Entretanto, mesmo considerando como avançadíssimo o processo democrático nos EUA, Tocqueville considerava a questão da escravidão nos EUA uma constante ameaça á Democracia. Até nos Estados que ela havia sido abolida (Estados do Norte), ainda perduravam três graves preconceitos: o do senhor, o da raça e o do branco. Isto significava que o negro podia ser livre, mas não podia partilhar dos direitos, nem dos prazeres, nem das formas de trabalho, nem das dores e nem mesmo da sepultura daquele que de quem foi declarado igual, ou seja, o negro gostaria de se confundir com o europeu e não podia. O índio, até certo ponto, poderia, mas desdenhava da idéia de tentar.

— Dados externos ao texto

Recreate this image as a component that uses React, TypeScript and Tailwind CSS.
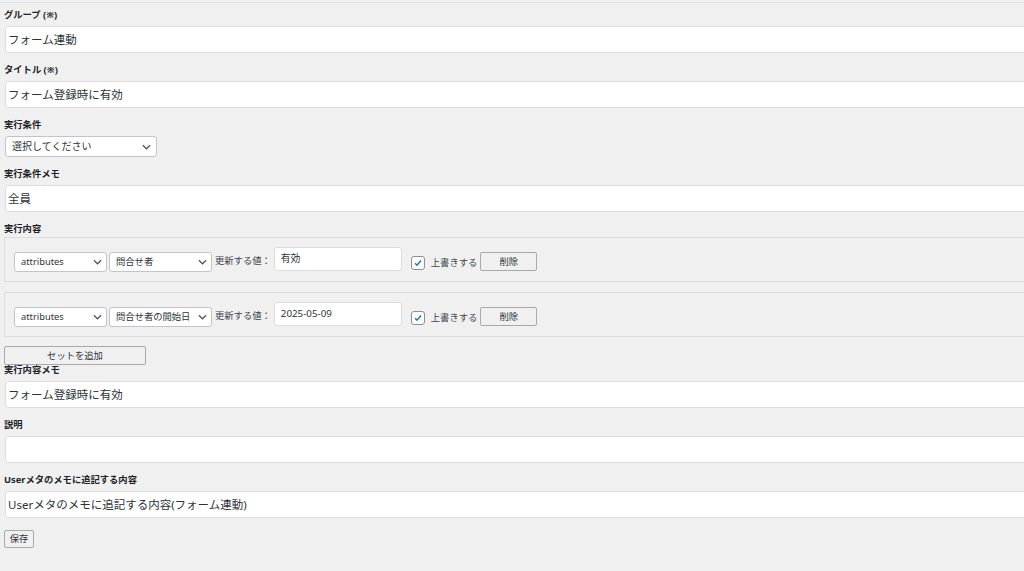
import { useState } from "react";

function Chevron() {
  return (
    <svg viewBox="0 0 10 6" className="w-[9px] h-[6px] shrink-0" fill="none" stroke="#50575e" strokeWidth="1.4">
      <path d="M1 1l4 4 4-4" />
    </svg>
  );
}

function Field({ label, value, className = "mb-[10px]" }: { label: string; value: string; className?: string }) {
  return (
    <div className={className}>
      <div className="text-[9.3px] leading-[14px] font-bold text-[#1d2327] pl-[4px] mb-[4px]">{label}</div>
      <div className="ml-[5px] w-[calc(100%+20px)] h-[27px] bg-white border border-[#dcdcde] rounded-[3px] flex items-center pl-[2px] text-[11.5px] text-[#2c3338]">
        {value}
      </div>
    </div>
  );
}

function SelectBox({ value, width }: { value: string; width: string }) {
  return (
    <div className={`${width} h-[20px] bg-white border border-[#c3c4c7] rounded-[3px] flex items-center justify-between pl-[6px] pr-[4px] text-[9.3px] text-[#2c3338] mt-[5px]`}>
      <span className="whitespace-nowrap overflow-hidden">{value}</span>
      <Chevron />
    </div>
  );
}

function SetRow({ field, value }: { field: string; value: string }) {
  const [checked, setChecked] = useState(true);
  return (
    <div className="ml-[4px] w-[calc(100%+20px)] border border-[#dcdcde] pt-[9px] pb-[9px] pl-[9px]">
      <div className="flex items-start">
        <SelectBox value="attributes" width="w-[93px]" />
        <div className="ml-[2px]">
          <SelectBox value={field} width="w-[103px]" />
        </div>
        <span className="ml-[3px] mt-[8px] text-[9.3px] leading-[12px] text-[#3c434a] whitespace-nowrap">更新する値：</span>
        <div className="ml-[3px] w-[128px] h-[24px] bg-white border border-[#dcdcde] rounded-[3px] flex items-center pl-[6px] text-[9.8px] text-[#2c3338]">
          {value}
        </div>
        {/* overwrite checkbox */}
        <button
          onClick={() => setChecked(!checked)}
          className="ml-[9px] mt-[9px] w-[14px] h-[14px] bg-white border border-[#8c8f94] rounded-[3px] flex items-center justify-center"
        >
          {checked && (
            <svg viewBox="0 0 12 12" className="w-[10px] h-[10px]" fill="none" stroke="#2271b1" strokeWidth="1.8">
              <path d="M2.5 6.2l2.3 2.4L9.6 3" />
            </svg>
          )}
        </button>
        <span className="ml-[6px] mt-[10px] text-[9.3px] leading-[12px] text-[#3c434a] whitespace-nowrap">上書きする</span>
        <button className="ml-[3px] mt-[5px] w-[57px] h-[19px] bg-[#f0f0f0] border border-[#a7aaad] rounded-[2px] text-[9.3px] text-[#2c3338]">
          削除
        </button>
      </div>
    </div>
  );
}

export default function App() {
  return (
    <div className="min-h-[571px] w-full overflow-hidden bg-[#f0f0f1] font-['Noto_Sans','Noto_Sans_CJK_JP',sans-serif]">
      <div className="h-[3px] border-b border-[#e2e2e4]" />
      <div className="pt-[5px]">
        <Field label="グループ (※)" value="フォーム連動" />
        <Field label="タイトル (※)" value="フォーム登録時に有効" />

        <div className="mb-[10px]">
          <div className="text-[9.3px] leading-[14px] font-bold text-[#1d2327] pl-[4px] mb-[4px]">実行条件</div>
          <div className="ml-[5px] w-[152px] h-[21px] bg-white border border-[#c3c4c7] rounded-[3px] flex items-center justify-between pl-[6px] pr-[5px] text-[10px] text-[#2c3338]">
            <span>選択してください</span>
            <Chevron />
          </div>
        </div>

        <Field label="実行条件メモ" value="全員" />

        <div className="text-[9.3px] leading-[14px] font-bold text-[#1d2327] pl-[4px] mb-[1px]">実行内容</div>
        <div className="flex flex-col gap-[10px]">
          <SetRow field="問合せ者" value="有効" />
          <SetRow field="問合せ者の開始日" value="2025-05-09" />
        </div>
        <button className="ml-[4px] mt-[9px] w-[142px] h-[19px] bg-[#f0f0f0] border border-[#a7aaad] rounded-[2px] text-[9.3px] text-[#2c3338]">
          セットを追加
        </button>

        <Field label="実行内容メモ" value="フォーム登録時に有効" className="-mt-[2px] mb-[10px]" />
        <Field label="説明" value="" />
        <Field label="Userメタのメモに追記する内容" value="Userメタのメモに追記する内容(フォーム連動)" className="" />

        <button className="ml-[4px] mt-[12px] w-[30px] h-[18px] bg-[#f0f0f0] border border-[#a7aaad] rounded-[2px] text-[9.3px] text-[#2c3338]">
          保存
        </button>
      </div>
    </div>
  );
}
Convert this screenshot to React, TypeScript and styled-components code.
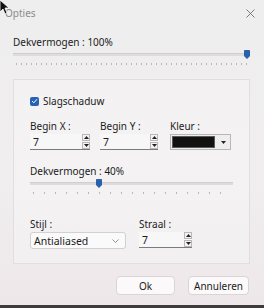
import React from "react";
import styled, { createGlobalStyle } from "styled-components";

const GlobalStyle = createGlobalStyle`
  html, body {
    margin: 0;
    padding: 0;
    background: #3f3a3c;
  }
  * {
    box-sizing: border-box;
  }
`

const Window = styled.div`
  position: relative;
  width: 264px;
  height: 305px;
  display: flex;
  flex-direction: column;
  background: linear-gradient(180deg, #efeeef 0%, #f0eeef 60%, #eee7ea 100%);
  font-family: "Noto Sans", "Open Sans", sans-serif;
  font-size: 10px;
  color: #1b1b1b;
  overflow: hidden;
`

const TitleBar = styled.div`
  height: 25px;
  display: flex;
  align-items: center;
  justify-content: space-between;
  padding: 0 9px 0 5px;
`

const Title = styled.span`
  color: #8d8b8c;
  font-size: 10px;
`

const CloseButton = styled.button`
  border: none;
  background: none;
  padding: 0;
  width: 9px;
  height: 9px;
  display: flex;
  margin-top: 2px;
`

const Cursor = styled.svg`
  position: absolute;
  left: -1px;
  top: -1px;
`

const Content = styled.div`
  display: flex;
  flex-direction: column;
  padding: 0 14px 0 13px;
`

const Label = styled.div<{ $top?: number }>`
  line-height: 12px;
  height: 12px;
  margin-top: ${p => p.$top || 0}px;
  white-space: nowrap;
`

const SliderBox = styled.div<{ $w?: number }>`
  position: relative;
  height: 17px;
  width: ${p => (p.$w ? `${p.$w}px` : "100%")};
  margin-top: 1px;
`

const Track = styled.div`
  position: absolute;
  left: 0;
  right: 0;
  top: 4px;
  height: 3px;
  background: #dedcdd;
  border-top: 1px solid #cfcdce;
`

const Ticks = styled.div<{ $step: number; $inset: number }>`
  position: absolute;
  left: ${p => p.$inset}px;
  right: ${p => p.$inset}px;
  top: 14px;
  height: 2px;
  background: repeating-linear-gradient(
    90deg,
    #b8b6b7 0px,
    #b8b6b7 1px,
    transparent 1px,
    transparent ${p => p.$step}px
  );
`

const Thumb = styled.svg`
  position: absolute;
  top: 1px;
  margin-left: -3px;
`

const GroupBox = styled.div`
  margin-top: 13px;
  width: 237px;
  border: 1px solid #e1dedf;
  background: rgba(255, 255, 255, 0.28);
  padding: 15px 16px 14px 16px;
  display: flex;
  flex-direction: column;
`

const CheckRow = styled.label`
  display: flex;
  align-items: center;
  gap: 4px;
  height: 12px;
  line-height: 12px;
`

const CheckBox = styled.span`
  width: 9px;
  height: 9px;
  border-radius: 2px;
  background: #2761b3;
  display: flex;
  align-items: center;
  justify-content: center;
`

const Row = styled.div<{ $top: number; $gap: number }>`
  display: flex;
  gap: ${p => p.$gap}px;
  margin-top: ${p => p.$top}px;
`

const Field = styled.div<{ $w: number }>`
  display: flex;
  flex-direction: column;
  gap: 2px;
  width: ${p => p.$w}px;
`

const SpinBox = styled.div`
  height: 16px;
  display: flex;
  align-items: center;
  background: #f8f7f8;
  border-bottom: 1px solid #7d7b7c;
  padding-left: 3px;
`

const SpinValue = styled.span`
  flex: 1;
  font-size: 10.5px;
`

const SpinButtons = styled.div`
  display: flex;
  flex-direction: column;
  gap: 1px;
`

const SpinButton = styled.div`
  width: 8px;
  height: 7px;
  border: 1px solid #b9b7b8;
  background: #f4f3f4;
  display: flex;
  align-items: center;
  justify-content: center;
`

const ColorPicker = styled.div`
  height: 16px;
  display: flex;
  border: 1px solid #b8b6b7;
  background: #efeeef;
`

const Swatch = styled.div`
  flex: 1;
  margin: 1px;
  background: #121212;
  border: 1px solid #5a5a5a;
`

const DropButton = styled.div`
  width: 14px;
  display: flex;
  align-items: center;
  justify-content: center;
`

const Select = styled.div`
  height: 17px;
  display: flex;
  align-items: center;
  justify-content: space-between;
  border: 1px solid #d2d0d1;
  border-radius: 3px;
  background: #fbfafa;
  padding: 0 6px 0 3px;
  font-size: 10.5px;
`

const Footer = styled.div`
  display: flex;
  justify-content: flex-end;
  gap: 13px;
  margin-top: 12px;
  padding-right: 1px;
`

const Button = styled.button<{ $w: number }>`
  width: ${p => p.$w}px;
  height: 19px;
  border: 1px solid #d9d4d6;
  border-radius: 4px;
  background: #fbf9fa;
  font-family: "Noto Sans", "Open Sans", sans-serif;
  font-size: 10px;
  color: #1b1b1b;
  padding: 0;
`

const Tri = ({ up }: { up?: boolean }) => (
  <svg width="5" height="3" viewBox="0 0 5 3">
    <path d={up ? "M0 3 L2.5 0 L5 3 Z" : "M0 0 L5 0 L2.5 3 Z"} fill="#222" />
  </svg>
)

const Spin = ({ value, w }: { value: string; w: number }) => (
  <SpinBox style={{ width: w }}>
    <SpinValue>{value}</SpinValue>
    <SpinButtons>
      <SpinButton><Tri up /></SpinButton>
      <SpinButton><Tri /></SpinButton>
    </SpinButtons>
  </SpinBox>
)

const Slider = ({ pos, step, inset, w }: { pos: number; step: number; inset: number; w?: number }) => (
  <SliderBox $w={w}>
    <Track />
    <Ticks $step={step} $inset={inset} />
    <Thumb width="6" height="9" viewBox="0 0 6 9" style={{ left: `${pos}px` }}>
      <path d="M0.5 0.5 H5.5 V6 L3 8.6 L0.5 6 Z" fill="#2462b4" stroke="#1a4f96" strokeWidth="0.8" />
    </Thumb>
  </SliderBox>
)

export default function App() {
  return (
    <>
      <GlobalStyle />
      <Window>
        <TitleBar>
          <Title>Opties</Title>
          <CloseButton aria-label="Sluiten">
            <svg width="9" height="9" viewBox="0 0 9 9">
              <path d="M0.5 0.5 L8.5 8.5 M8.5 0.5 L0.5 8.5" stroke="#6f6d6e" strokeWidth="0.9" />
            </svg>
          </CloseButton>
        </TitleBar>
        <Content>
          <Label $top={11}>Dekvermogen : 100%</Label>
          <Slider pos={234} step={5} inset={3} />
          <GroupBox>
            <CheckRow>
              <CheckBox>
                <svg width="7" height="6" viewBox="0 0 7 6">
                  <path d="M1 3 L2.8 4.8 L6 1.2" stroke="#fff" strokeWidth="1" fill="none" />
                </svg>
              </CheckBox>
              Slagschaduw
            </CheckRow>
            <Row $top={13} $gap={10}>
              <Field $w={60}>
                <Label>Begin X :</Label>
                <Spin value="7" w={60} />
              </Field>
              <Field $w={58}>
                <Label>Begin Y :</Label>
                <Spin value="7" w={58} />
              </Field>
              <Field $w={61} style={{ marginLeft: 2 }}>
                <Label>Kleur :</Label>
                <ColorPicker>
                  <Swatch />
                  <DropButton><Tri /></DropButton>
                </ColorPicker>
              </Field>
            </Row>
            <Label $top={15}>Dekvermogen : 40%</Label>
            <Slider pos={69} step={11} inset={3} w={203} />
            <Row $top={23} $gap={13}>
              <Field $w={96}>
                <Label>Stijl :</Label>
                <Select>
                  Antialiased
                  <svg width="7" height="4" viewBox="0 0 7 4">
                    <path d="M0.5 0.5 L3.5 3.5 L6.5 0.5" stroke="#777" strokeWidth="0.8" fill="none" />
                  </svg>
                </Select>
              </Field>
              <Field $w={53}>
                <Label>Straal :</Label>
                <Spin value="7" w={53} />
              </Field>
            </Row>
          </GroupBox>
          <Footer>
            <Button $w={59}>Ok</Button>
            <Button $w={61}>Annuleren</Button>
          </Footer>
        </Content>
        <Cursor width="10" height="16" viewBox="0 0 10 16">
          <path d="M1 1 L1 13 L4 10 L6 15 L8 14 L6 9 L10 9 Z" fill="#111" stroke="#fff" strokeWidth="0.8" />
        </Cursor>
      </Window>
    </>
  );
}
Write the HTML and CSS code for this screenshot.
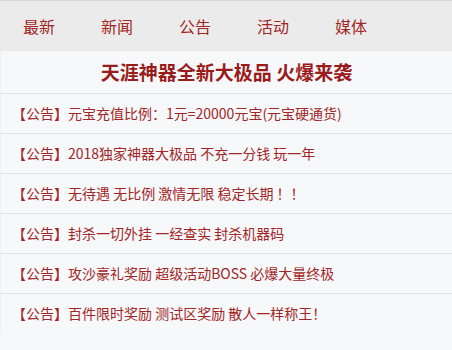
FILE: index.html
```html
<!DOCTYPE html>
<html lang="zh-CN">
<head>
    <meta charset="UTF-8">
    <meta name="viewport" content="width=device-width, initial-scale=1.0">
    <title>公告</title>
    <link rel="stylesheet" href="styles.css">
</head>
<body>
    <nav class="nav">
        <a href="#">最新</a>
        <a href="#">新闻</a>
        <a href="#">公告</a>
        <a href="#">活动</a>
        <a href="#">媒体</a>
    </nav>

    <div class="news">
        <h1 class="news-title">天涯神器全新大极品 火爆来袭</h1>
        <ul class="news-list">
            <li><a href="#">【公告】元宝充值比例：1元=20000元宝(元宝硬通货)</a></li>
            <li><a href="#">【公告】2018独家神器大极品 不充一分钱 玩一年</a></li>
            <li><a href="#">【公告】无待遇 无比例 激情无限 稳定长期 ！！</a></li>
            <li><a href="#">【公告】封杀一切外挂 一经查实 封杀机器码</a></li>
            <li><a href="#">【公告】攻沙豪礼奖励 超级活动BOSS 必爆大量终极</a></li>
            <li><a href="#">【公告】百件限时奖励 测试区奖励 散人一样称王！</a></li>
        </ul>
    </div>
</body>
</html>
```

FILE: styles.css
```css
body {
    margin: 0;
    font-family: "Microsoft YaHei", "Noto Sans CJK SC", "Noto Sans", sans-serif;
    background-color: #f7f8fa;
    color: #a22626;
}
a {
    color: #a22626;
    text-decoration: none;
}
.nav {
    display: flex;
    height: 51px;
    background-color: #ebebeb;
    border-top: 1px solid #d8d8d8;
    box-sizing: border-box;
}
.nav a {
    width: 78px;
    line-height: 51px;
    text-align: center;
    font-size: 16px;
}
.news {
    border-left: 1px solid #eef1f4;
}
.news-title {
    margin: 0;
    height: 42px;
    line-height: 42px;
    text-align: center;
    font-size: 19px;
    font-weight: bold;
    color: #9a1b1b;
    border-bottom: 1px solid #e2e3e5;
}
.news-list {
    list-style: none;
    margin: 0;
    padding: 0;
}
.news-list li {
    height: 39px;
    line-height: 39px;
    padding-left: 11px;
    font-size: 14px;
    border-bottom: 1px solid #e2e3e5;
    white-space: nowrap;
}
.news-list li:last-child {
    border-bottom: none;
}
```
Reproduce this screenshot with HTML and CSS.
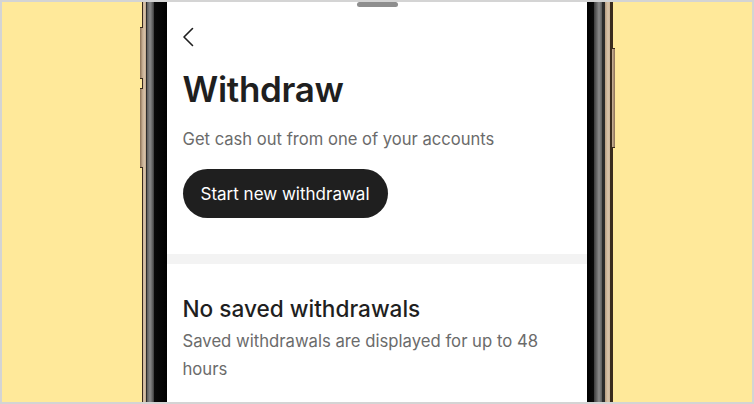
FILE: index.html
```html
<!DOCTYPE html>
<html>
<head>
<meta charset="utf-8">
<link rel="stylesheet" href="styles.css">
</head>
<body>
<div class="stage">
  <div class="phone">
    <span class="btn btn-l1"></span>
    <span class="btn btn-l2"></span>
    <span class="btn btn-r1"></span>
    <div class="screen">
      <span class="grabber"></span>
      <div class="top">
        <svg class="back" width="12" height="20" viewBox="0 0 12 20" aria-label="Back">
          <path d="M10.5 1.5 L2 10 L10.5 18.5" fill="none" stroke="#1f1f1f" stroke-width="1.6" stroke-linecap="round" stroke-linejoin="round"/>
        </svg>
        <h1 class="title">Withdraw</h1>
        <p class="subtitle">Get cash out from one of your accounts</p>
        <button class="primary">Start new withdrawal</button>
      </div>
      <div class="divider"></div>
      <div class="empty">
        <h2 class="empty-title">No saved withdrawals</h2>
        <p class="empty-text">Saved withdrawals are displayed for up to 48 hours</p>
      </div>
    </div>
  </div>
</div>
</body>
</html>
```

FILE: styles.css
```css
* { box-sizing: border-box; }
html, body { margin: 0; padding: 0; }
body { width: 754px; height: 404px; overflow: hidden; font-family: Inter, "Noto Sans", sans-serif; }

.stage {
  width: 754px;
  height: 404px;
  border: 2px solid #d4d4d4;
  background: #ffe99a;
  display: flex;
  justify-content: center;
  overflow: hidden;
}

.phone {
  position: relative;
  width: 471px;
  margin-top: -2px;
  height: 410px;
  padding: 0 26px 0 25px;
  background: linear-gradient(to right,
    #3a2b1c 0, #3a2b1c 1px,
    #cbb398 1px, #d9c4aa 3px, #b89d80 4px,
    #2b2b2b 4px, #2b2b2b 5px,
    #5a5a5a 5px, #8a8a8a 8px, #6a6a6a 10px, #3c3c3c 12px,
    #0a0a0a 12px, #000 25px,
    transparent 25px, transparent 445px,
    #000 445px, #0a0a0a 452px,
    #3c3c3c 452px, #6a6a6a 455px, #8a8a8a 457px, #5a5a5a 460px,
    #2b2b2b 460px, #2b2b2b 463px,
    #b89d80 463px, #d9c4aa 466px, #cbb398 468px,
    #3a2b1c 468px, #3a2b1c 471px);
}

.btn {
  position: absolute;
  width: 3px;
  background: linear-gradient(to right, #8a6f52, #cdb69c);
  border-top: 1px solid #3a2b1c;
  border-bottom: 1px solid #3a2b1c;
}
.btn-l1 { left: -2px; top: 27px; height: 52px; }
.btn-l2 { left: -2px; top: 88px; height: 80px; }
.btn-r1 { right: -2px; top: 48px; height: 100px; background: linear-gradient(to right, #cdb69c, #8a6f52); }

.screen {
  position: relative;
  height: 100%;
  background: #fff;
  display: flex;
  flex-direction: column;
}

.grabber {
  position: absolute;
  top: 2px;
  left: 50%;
  width: 41px;
  height: 5px;
  margin-left: -20px;
  border-radius: 3px;
  background: #8e8e8e;
}

.top {
  padding: 27px 16px 36px;
  display: flex;
  flex-direction: column;
  align-items: flex-start;
}

.back { display: block; margin-left: -1px; }

.title {
  margin: 20px 0 0;
  font-size: 35px;
  line-height: 44px;
  font-weight: 600;
  color: #1f1f1f;
  letter-spacing: -0.3px;
}

.subtitle {
  margin: 16px 0 0;
  font-size: 16.6px;
  line-height: 24px;
  color: #6b6b6b;
}

.primary {
  margin-top: 18px;
  height: 49px;
  padding: 0 18px;
  border: 0;
  border-radius: 25px;
  background: #1f1f1f;
  color: #fff;
  font-family: inherit;
  font-size: 17px;
}

.divider { height: 10px; background: #f3f3f3; }

.empty { padding: 30px 16px 0; }

.empty-title {
  margin: 0;
  font-size: 22.6px;
  line-height: 30px;
  font-weight: 500;
  color: #1f1f1f;
}

.empty-text {
  margin: 3px 0 0;
  font-size: 16.7px;
  line-height: 28px;
  color: #6b6b6b;
}
```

Enfim, o servilismo de entregava-o á escravidão e o orgulho dou outro á morte. Quero ressaltar que tanto essa condição servil do negro como o destino á morte do índio foram condições impostas e incontestes por aqueles que se julgavam pertencer á civilização superior.

 

Sob outro prisma, assim como Tocqueville, não ergo a bandeira de que o modelo de Democracia americano deva ser adotado em todo o resto do mundo. Contudo, é preciso dizer que os EUA contrariaram a tese de Montesquieu de que governo democrático só daria certo em Estados pequenos e que devido a dimensão dos Estados Modernos a tendência seria sempre a instalação de Monarquias absolutistas.

 

Finalmente, coaduno com as idéias de Tocqueville, ou seja, o processo democrático na América era sustentado pela Federalização; boas leis; bons hábitos e costumes e a união do espírito de liberdade com o espírito religioso. Além disso, a predominância da vontade popular, através da participação direta nas decisões governamentais e a descentralização administrativa explicam, por fim, o fortalecimento da Democracia nos Estados Unidos da América. Por outro lado, considero exagero que se diminuir o poder e a independência dos magistrados esteja-se atacando a República democrática. O único poder que deve continuar absoluto é a vontade soberana da coletividade. A Ordem Liberal vivificada pelos cidadãos americanos e sua formação em sociedade, sua história, sua geografia, sua cultura e sua política.